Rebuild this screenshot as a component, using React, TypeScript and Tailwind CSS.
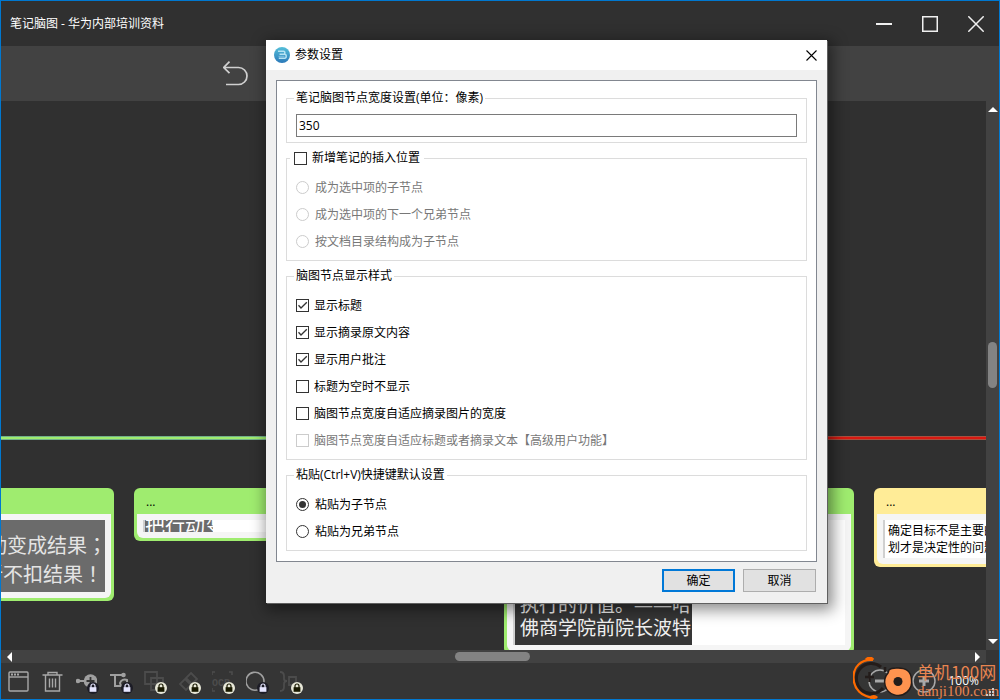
import React, { useState } from 'react';

const WINDOW_BUTTON = 'flex h-full w-[46px] items-center justify-center text-[#f0f0f0]';

const styleOptions = [
    { label: '显示标题', checked: true },
    { label: '显示摘录原文内容', checked: true },
    { label: '显示用户批注', checked: true },
    { label: '标题为空时不显示', checked: false },
    { label: '脑图节点宽度自适应摘录图片的宽度', checked: false },
    { label: '脑图节点宽度自适应标题或者摘录文本【高级用户功能】', checked: false, disabled: true }
];

const insertOptions = ['成为选中项的子节点', '成为选中项的下一个兄弟节点', '按文档目录结构成为子节点'];
const pasteOptions = ['粘贴为子节点', '粘贴为兄弟节点'];

type CheckProps = {
    label: string;
    checked: boolean;
    disabled?: boolean;
    onChange: (checked: boolean) => void;
};

const Check = ({ label, checked, disabled, onChange }: CheckProps) => (
    <label className={`flex items-center gap-[5px] ${disabled ? 'text-[#787878]' : 'text-black'}`}>
        <span className="relative flex h-[13px] w-[13px]">
            <input
                type="checkbox"
                checked={checked}
                disabled={disabled}
                onChange={(e) => onChange(e.target.checked)}
                className="h-[13px] w-[13px] appearance-none border border-[#333333] bg-white disabled:border-[#cccccc]"
            />
            {checked && (
                <svg viewBox="0 0 13 13" className="pointer-events-none absolute inset-0 h-[13px] w-[13px]" fill="none" stroke="#333" strokeWidth="1.3">
                    <path d="M2.5 6.3 5 9l5.8-5.8" />
                </svg>
            )}
        </span>
        {label}
    </label>
);

type RadioProps = {
    name: string;
    label: string;
    checked: boolean;
    disabled?: boolean;
    onChange: () => void;
};

const Radio = ({ name, label, checked, disabled, onChange }: RadioProps) => (
    <label className={`flex h-[27px] items-center gap-1.5 ${disabled ? 'text-[#787878]' : 'text-black'}`}>
        <span className="relative flex h-[13px] w-[13px] items-center justify-center">
            <input
                type="radio"
                name={name}
                checked={checked}
                disabled={disabled}
                onChange={onChange}
                className="h-[13px] w-[13px] appearance-none rounded-full border border-[#333333] bg-white disabled:border-[#cccccc]"
            />
            {checked && <span className="pointer-events-none absolute inset-[3px] rounded-full bg-[#333333]" />}
        </span>
        {label}
    </label>
);

const GROUP = 'min-w-0 border border-[#dcdcdc] px-[9px] pb-[5px]';
const LEGEND = '-ml-0.5 px-0.5 leading-4';

const SettingsDialog = () => {
    const [width, setWidth] = useState('350');
    const [insertEnabled, setInsertEnabled] = useState(false);
    const [insertAs, setInsertAs] = useState('');
    const [styles, setStyles] = useState(styleOptions);
    const [paste, setPaste] = useState(pasteOptions[0]);

    return (
        <div
            role="dialog"
            aria-labelledby="dialog-title"
            className="absolute left-[265px] top-[39px] flex w-[561px] flex-col bg-[#f0f0f0] text-xs leading-4 text-black shadow-[1px_1px_0_#606060,3px_4px_14px_3px_rgba(0,0,0,0.45)]"
        >
            <div className="flex h-[30px] items-center bg-white pl-2">
                <svg viewBox="0 0 16 16" className="mr-[5px] h-4 w-4">
                    <defs>
                        <linearGradient id="logo" x1="0" y1="0" x2="0" y2="1">
                            <stop offset="0" stopColor="#55bfd9" />
                            <stop offset="1" stopColor="#2b79b9" />
                        </linearGradient>
                    </defs>
                    <circle cx="8" cy="8" r="8" fill="url(#logo)" />
                    <path d="M4 4.3h5.6c1.7 0 1.7 3 0 3H5.5h5.2c2 0 2 4 0 4H4.8" fill="none" stroke="#b5e3f3" strokeWidth="1.5" />
                    <path d="M4.5 9.3h6" stroke="#8fcbe8" strokeWidth=".8" />
                </svg>
                <h2 id="dialog-title">参数设置</h2>
                <button aria-label="关闭" className="ml-auto flex h-full w-[31px] items-center justify-center">
                    <svg viewBox="0 0 11 11" className="h-[11px] w-[11px]" stroke="#000" strokeWidth="1.1">
                        <path d="M.5.5l10 10M10.5.5l-10 10" />
                    </svg>
                </button>
            </div>

            <div className="mx-2.5 mt-2.5 flex flex-col gap-[7px] border border-[#828790] bg-white px-[9px] pb-2.5 pt-[9px]">
                <fieldset className={GROUP}>
                    <legend className={LEGEND}>
                        <label htmlFor="node-width">笔记脑图节点宽度设置(单位：像素)</label>
                    </legend>
                    <input
                        id="node-width"
                        type="text"
                        value={width}
                        onChange={(e) => setWidth(e.target.value)}
                        className="mt-2 block h-[23px] w-full border border-[#7a7a7a] px-0.5 outline-none"
                    />
                </fieldset>

                <fieldset className={GROUP}>
                    <legend className="-ml-1.5 px-1 leading-4">
                        <Check label="新增笔记的插入位置" checked={insertEnabled} onChange={setInsertEnabled} />
                    </legend>
                    <div className="mt-2">
                        {insertOptions.map((label) => (
                            <Radio
                                key={label}
                                name="insert"
                                label={label}
                                checked={insertAs === label}
                                disabled={!insertEnabled}
                                onChange={() => setInsertAs(label)}
                            />
                        ))}
                    </div>
                </fieldset>

                <fieldset className={GROUP}>
                    <legend className={LEGEND}>脑图节点显示样式</legend>
                    <div className="mt-2">
                        {styles.map((option, index) => (
                            <div key={option.label} className="flex h-[27px] items-center">
                                <Check
                                    {...option}
                                    onChange={(checked) => setStyles(styles.map((s, i) => (i === index ? { ...s, checked } : s)))}
                                />
                            </div>
                        ))}
                    </div>
                </fieldset>

                <fieldset className={GROUP}>
                    <legend className={LEGEND}>粘贴(Ctrl+V)快捷键默认设置</legend>
                    <div className="mt-2">
                        {pasteOptions.map((label) => (
                            <Radio key={label} name="paste" label={label} checked={paste === label} onChange={() => setPaste(label)} />
                        ))}
                    </div>
                </fieldset>
            </div>

            <div className="flex justify-end gap-2 px-[11px] pb-[11px] pt-[7px]">
                <button className="h-[23px] w-[73px] border-2 border-[#0078d7] bg-[#e1e1e1]">确定</button>
                <button className="h-[23px] w-[73px] border border-[#adadad] bg-[#e1e1e1]">取消</button>
            </div>
        </div>
    );
};

// Nodes sit at free positions on the mind map canvas
const Canvas = () => (
    <main className="relative min-w-0 flex-1 overflow-hidden bg-[#303030]">
        <div className="absolute left-0 top-[335px] h-1 w-[500px] border-y border-[#72b08a] bg-[#9fec6f]" />
        <div className="absolute left-[500px] right-0 top-[335px] h-1 border-y border-[#a85040] bg-[#d81810]" />

        <div className="absolute left-[-237px] top-[387px] w-[350px] rounded-md bg-[#9fec6f] px-[3px] pb-[3px] pt-[26px]">
            <div className="rounded-b-md bg-[#f5f5f5] p-1.5">
                <div className="h-[72px] overflow-hidden bg-[#6b6b6b] pt-2.5 text-right font-['Noto_Sans_CJK_TC',sans-serif] text-xl leading-[29px] text-[#e4e4e4]">
                    <p className="-mr-0.5">把行动变成结果；</p>
                    <p className="pr-0.5">不折不扣结果！</p>
                </div>
            </div>
        </div>

        <div className="absolute left-[133px] top-[387px] w-[350px] rounded-md bg-[#9fec6f] px-[3px] pb-[3px]">
            <h3 className="h-[26px] px-[9px] pt-1.5 text-xs leading-4 text-black">...</h3>
            <div className="rounded-b-md bg-[#f5f5f5] p-1.5">
                <div className="flex h-3 items-center overflow-hidden border-l-2 border-[#d0d0d0] bg-white">
                    <span className="w-[68px] overflow-hidden whitespace-nowrap bg-[#6b6b6b] text-xl leading-5 text-white">把行动变</span>
                </div>
            </div>
        </div>

        <div className="absolute left-[503px] top-[387px] w-[350px] rounded-md bg-[#9fec6f] px-[3px] pb-[3px] pt-[26px]">
            <div className="rounded-b-md bg-[#f5f5f5] p-1.5">
                <div className="flex h-[125px] border-l-2 border-[#d0d0d0] bg-white">
                    <div className="flex w-[177px] flex-col justify-end whitespace-nowrap bg-[#363636] pb-[5px] pl-[5px] text-[19px] leading-[23px] text-[#f0f0f0]">
                        <p>执行的价值。——哈</p>
                        <p>佛商学院前院长波特</p>
                    </div>
                </div>
            </div>
        </div>

        <div className="absolute left-[873px] top-[387px] w-[350px] rounded-md bg-[#ffec97] px-[3px] pb-[3px]">
            <h3 className="h-[26px] px-[9px] pt-1.5 text-xs leading-4 text-black">...</h3>
            <div className="rounded-b-md bg-[#f5f5f5] p-1.5">
                <div className="whitespace-nowrap border-l-2 border-[#d0d0d0] bg-white px-[3px] py-0.5 text-xs leading-[17px] text-black">
                    <p>确定目标不是主要的问题，</p>
                    <p>划才是决定性的问题。</p>
                </div>
            </div>
        </div>
    </main>
);

const Lock = ({ dark }: { dark?: boolean }) => (
    <svg viewBox="0 0 12 12" className="absolute -bottom-0.5 -right-0.5 h-3 w-3">
        <circle cx="6" cy="6" r="6" fill={dark ? '#e8e8d8' : '#1c1c26'} />
        <path d="M4 6V4a2 2 0 0 1 4 0v2" fill="none" stroke={dark ? '#181800' : '#e6e6ff'} strokeWidth="1.2" />
        <path d="M2.6 5.2h6.800v4.600H2.600z" fill={dark ? '#181800' : '#e6e6ff'} />
    </svg>
);

const tools = [
    {
        label: '窗口',
        lock: '',
        color: 'text-[#a8a8a8]',
        icon: (
            <>
                <rect x="1" y="1" width="19" height="19" rx="1" />
                <path d="M1 6h19" />
                <path d="M3 3.5h2M6 3.5h2M9 3.5h2" strokeWidth="1.8" />
            </>
        )
    },
    {
        label: '删除',
        lock: '',
        color: 'text-[#a8a8a8]',
        icon: <path d="M.5 4h20M6 4V1.5h9V4M3.5 4v16h14V4M7.5 7.5v9M10.5 7.5v9M13.5 7.5v9" />
    },
    {
        label: '添加节点',
        lock: 'light',
        color: 'text-[#a0a0a0]',
        icon: (
            <>
                <circle cx="2" cy="10" r="2.3" fill="currentColor" stroke="none" />
                <path d="M3 10h8" strokeWidth="2" />
                <circle cx="14.5" cy="10" r="6.8" fill="currentColor" stroke="none" />
                <path d="M14.5 6v8M10.5 10h8" stroke="#353535" strokeWidth="1.8" />
            </>
        )
    },
    {
        label: '子节点',
        lock: 'light',
        color: 'text-[#a0a0a0]',
        icon: (
            <>
                <path d="M0 4h13M5 4v11h5M10 12a5 5 0 0 1 7-3v6h-6z" strokeWidth="2" />
                <circle cx="13.5" cy="4" r="2.3" fill="currentColor" stroke="none" />
            </>
        )
    },
    { label: '合并', lock: 'dark', color: 'text-[#4c4c4c]', icon: <path d="M1 1h12v12H1zM7 7h12v12H7z" strokeWidth="1.8" /> },
    { label: '链接', lock: 'dark', color: 'text-[#4c4c4c]', icon: <path d="m13 2 6 6-5 5-6-6zM7 8l6 6-5 5-6-6z" strokeWidth="1.8" /> },
    {
        label: '文字识别',
        lock: 'dark',
        color: 'text-[#4c4c4c]',
        icon: (
            <>
                <path d="M0 4V1h3M17 1h3v3M0 17v3h3" strokeWidth="1.6" />
                <text x="0" y="15" fontSize="10" fontFamily="Liberation Mono, monospace" fontWeight="700" fill="currentColor" stroke="none">OCR</text>
            </>
        )
    },
    { label: '搜索', lock: 'light', color: 'text-[#a0a0a0]', icon: <path d="M13 18.3a9 9 0 1 1 5-8.300q0 2-.7 3.500M12 18.500l5 .5" strokeWidth="1.6" /> },
    { label: '概要', lock: 'dark', color: 'text-[#4c4c4c]', icon: <path d="M0 1q4 0 4 4v3q0 2 3 2-3 0-3 3v3q0 4-4 4M9 6h7v8H9z" strokeWidth="1.8" /> }
];

const App = () => (
    <div className="relative flex h-screen flex-col overflow-hidden border border-[#0078d0] bg-[#353535] font-['Open_Sans','Noto_Sans_CJK_SC',sans-serif]">
        <header className="flex h-[45px] shrink-0 items-center bg-[#303030] pl-[9px]">
            <h1 className="text-xs leading-4 text-white">笔记脑图 - 华为内部培训资料</h1>
            <div className="ml-auto flex h-full">
                <button aria-label="最小化" className={WINDOW_BUTTON}>
                    <svg viewBox="0 0 16 16" className="h-4 w-4"><path d="M0 8h16" stroke="currentColor" strokeWidth="2" /></svg>
                </button>
                <button aria-label="最大化" className={WINDOW_BUTTON}>
                    <svg viewBox="0 0 16 16" className="h-4 w-4"><path d="M.75.75h14.5v14.5H.75z" fill="none" stroke="currentColor" strokeWidth="1.5" /></svg>
                </button>
                <button aria-label="关闭窗口" className={WINDOW_BUTTON}>
                    <svg viewBox="0 0 16 16" className="h-4 w-4"><path d="M.3.3l15.4 15.4M15.7.3.3 15.7" stroke="currentColor" strokeWidth="1.5" /></svg>
                </button>
            </div>
        </header>

        <div className="flex h-[55px] shrink-0 items-center bg-[#424242] pl-[222px]">
            <button aria-label="撤销">
                <svg viewBox="0 0 25 25" className="h-[25px] w-[25px]" fill="none" stroke="#d0d0d0" strokeWidth="1.7">
                    <path d="M6.5.7.8 6.5l5.7 5.7M1 6.5h14.5a8.5 8.5 0 0 1 0 17H3" />
                </svg>
            </button>
        </div>

        <div className="flex min-h-0 flex-1">
            <Canvas />
            <div className="flex w-[13px] shrink-0 flex-col items-center bg-[#424242] py-1.5">
                <svg viewBox="0 0 10 5" className="h-[5px] w-2.5"><path d="M5 0l5 5H0z" fill="#fff" /></svg>
                <div className="mt-[230px] h-[46px] w-[9px] rounded-full bg-[#838383]" />
                <svg viewBox="0 0 10 5" className="mt-auto h-[5px] w-2.5"><path d="M0 0h10L5 5z" fill="#fff" /></svg>
            </div>
        </div>

        <div className="mr-[13px] flex h-[13px] shrink-0 items-center bg-[#424242] px-1.5">
            <svg viewBox="0 0 5 10" className="h-2.5 w-[5px]"><path d="M5 0v10L0 5z" fill="#fff" /></svg>
            <div className="ml-[443px] h-[9px] w-[75px] rounded-full bg-[#838383]" />
            <svg viewBox="0 0 5 10" className="ml-auto h-2.5 w-[5px]"><path d="M0 0v10l5-5z" fill="#fff" /></svg>
        </div>

        <footer className="flex h-9 shrink-0 items-center pl-[7px]">
            <div className="flex gap-[13px]">
                {tools.map(({ label, lock, color, icon }) => (
                    <button key={label} aria-label={label} className={`relative h-[21px] w-[21px] ${color}`}>
                        <svg viewBox="0 0 21 21" className="h-[21px] w-[21px]" fill="none" stroke="currentColor" strokeWidth="1.4">{icon}</svg>
                        {lock && <Lock dark={lock === 'dark'} />}
                    </button>
                ))}
            </div>
            <div className="ml-auto flex items-center pr-5">
                <button aria-label="缩小" className="mr-5">
                    <svg viewBox="0 0 24 24" className="h-6 w-6" fill="none" stroke="#a8a8a8" strokeWidth="1.5">
                        <circle cx="12" cy="12" r="11" />
                        <path d="M7 12h10" strokeWidth="3" />
                    </svg>
                </button>
                <button aria-label="放大" className="mr-3">
                    <svg viewBox="0 0 24 24" className="h-6 w-6" fill="none" stroke="#a8a8a8" strokeWidth="1.5">
                        <circle cx="12" cy="12" r="11" />
                        <path d="M7 12h10M12 7v10" strokeWidth="3" />
                    </svg>
                </button>
                <span className="text-xs leading-4 text-white">100%</span>
            </div>
        </footer>

        {/* Site badge over the status bar */}
        <div className="pointer-events-none absolute bottom-0 right-0 flex items-end text-[#e88450]">
            <svg viewBox="0 0 64 42" className="h-[42px] w-16" fill="none">
                <path d="M30 31A15 15 0 1 1 28 10" stroke="#231c1a" strokeWidth="3" />
                <path d="M20 3C8 2 0 10 .5 21S8 40 22 41" stroke="#ff6a00" strokeWidth="2.2" />
                <path d="M13 3q4-4 7 0M17 41q4-3 7 0" stroke="#ff6a00" strokeWidth="3" />
                <path d="M12 20h9M16.5 15v10M32 10v5" stroke="#231c1a" strokeWidth="2.5" />
                <path d="M36 13q2-2 7-2 15-1 15.500 12A13.500 13.500 0 1 1 35 16z" fill="#ff934f" stroke="#231c1a" strokeWidth="1.5" />
                <circle cx="45" cy="24.500" r="4.500" fill="#231c1a" />
            </svg>
            <div className="w-[82px] whitespace-nowrap font-['Noto_Sans_CJK_SC',sans-serif]">
                <p className="text-[17px] leading-[22px]">单机100网</p>
                <p className="font-['Liberation_Serif',serif] text-[15px] leading-4">danji100.com</p>
            </div>
        </div>
        <svg viewBox="0 0 9 9" className="absolute bottom-0.5 right-1 h-[9px] w-[9px]" fill="#c8c8c8">
            <path d="M6 0h2v2H6zM3 3h2v2H3zM6 3h2v2H6zM0 6h2v2H0zM3 6h2v2H3zM6 6h2v2H6z" />
        </svg>

        <SettingsDialog />
    </div>
);

export default App;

# [The request]
Transcribe the opening line of the listing above, please, and every line after it through the line with "const WINDOW_BUTTON = 'flex", word for word, without pictures.

# [Answer below]
Rebuild this screenshot as a component, using React, TypeScript and Tailwind CSS.
import React, { useState } from 'react';

const WINDOW_BUTTON = 'flex h-full w-[46px] items-center justify-center text-[#f0f0f0]';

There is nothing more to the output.